É errado pensar que eventuais melhorias ao nível tecnológico poderão vir a remediar o que temos feito de errado, mitigando a nossa responsabilidade. Soluções mais ou menos faraónicas como a geo-engenharia ou os sorvedouros de carbono não devem servir como justificativo para não se tocar no modelo de desenvolvimento actual. Dificilmente o capitalismo desregulado será compatível com um modelo de desenvolvimento sustentável assente na prosperidade partilhada. É esta a ferida que importa tocar e é este o debate que deve assumir a ordem do dia. À era do capitalismo iniciada pela revolução industrial deve suceder uma nova era, pós-capitalista, com visão de longo prazo e não imediatista. A “desglobalização”, na qual as populações consigam manter a qualidade de vida e na qual os que actualmente são mais afectados passem a ter direito a melhores condições, tem que ser uma discussão em cima da mesa. Trata-se, no fundo, de um regresso ao consumo local e ao circuito curto, dando as necessárias garantias sociais aos trabalhadores e garantindo a protecção ambiental e ecológica. Os Estados devem apoiar o sector cooperativo como um actor preponderante nesta nova era onde todos consigam ter padrões elevados de qualidade de vida, consumindo menos e melhor.

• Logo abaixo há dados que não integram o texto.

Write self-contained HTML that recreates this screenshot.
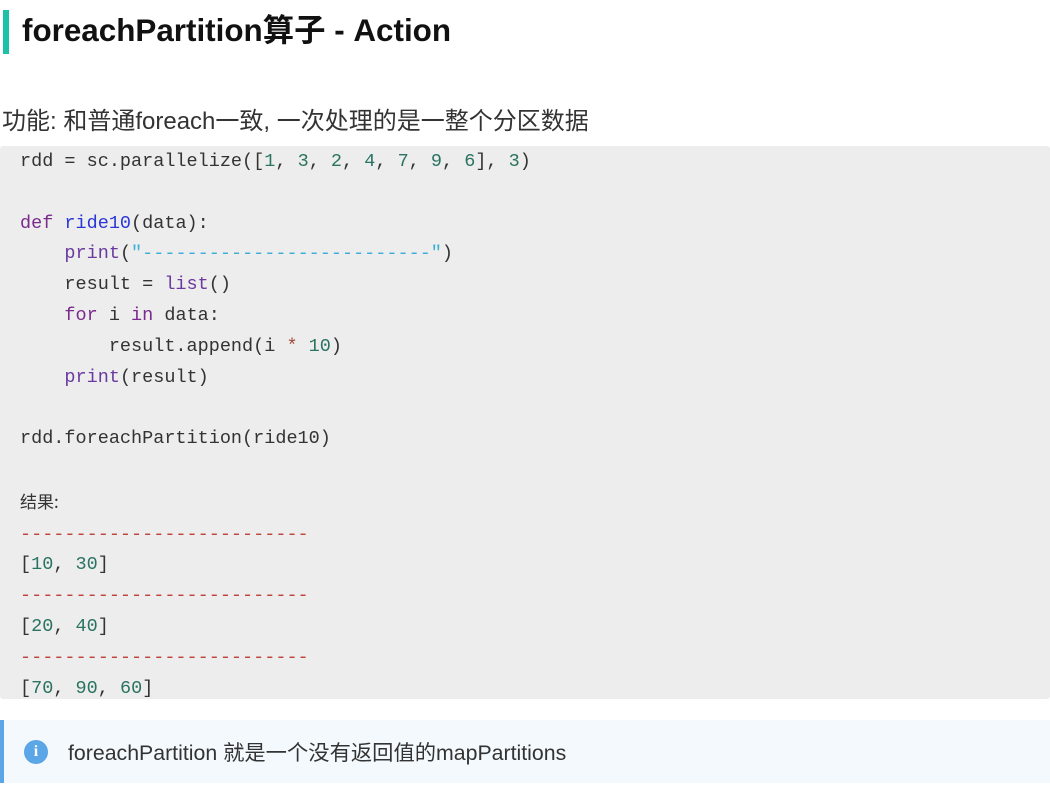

Uma discussão deste cariz exige acção política coordenada entre os diferentes sectores da sociedade. Partidos políticos, ONGs, associações de todo o género e os cidadãos em geral devem ser capazes de se juntar tantas vezes quantas for necessário e discutir que tipo de sociedade desejam para o futuro. Uma coisa é certa, se não alterarmos o rumo que levamos, continuaremos a ter novos picos de temperatura a cada novo ano.
Se é verdade que é necessária uma mudança de políticas e de modo de via, é mais verdade que não podemos esperar essa “revolução” sem que cada um de nós, cidadãos, mude os seus hábitos. Num país como Portugal, ultra endividado, em que a aposta excessiva numa (i)mobilidade em automóvel particular representa cerca de 25% das importações do país, só com muita atenção se observam algumas mudanças tímidas.
Em Lisboa, as poucas tentativas de restrição ao uso do automóvel encontram vozes escandalizadas e histéricas que reclamam pela perda de direitos. Personagens como Carlos Barbosa ainda têm demasiados seguidores e, na verdade, poucos políticos têm a coragem de afirmar de viva voz que, em Portugal, se depende demasiado do automóvel e que isso tem de mudar.
No entanto, é uma pescadinha de rabo na boca porque um político (por definição?) dificilmente afirmará algo que lhe faça perder votos. Por outro lado, poucos terão a racionalidade para prescindirem de comodamente – nem sempre, mas a ilusão é forte – se deslocarem de um lado para o outro no seu automóvel, e procurarem o meio de transporte mais sensato para cada tipo de deslocação.
Uns por medo de perderem status, outros porque nem lhes ocorre que há alternativas, recorrem ao automóvel para irem ao café da esquina, ou compram casa no meio de nenhures assumindo que haverá uma auto-estrada sem portagens para que chegue rapidamente ao centro da cidade.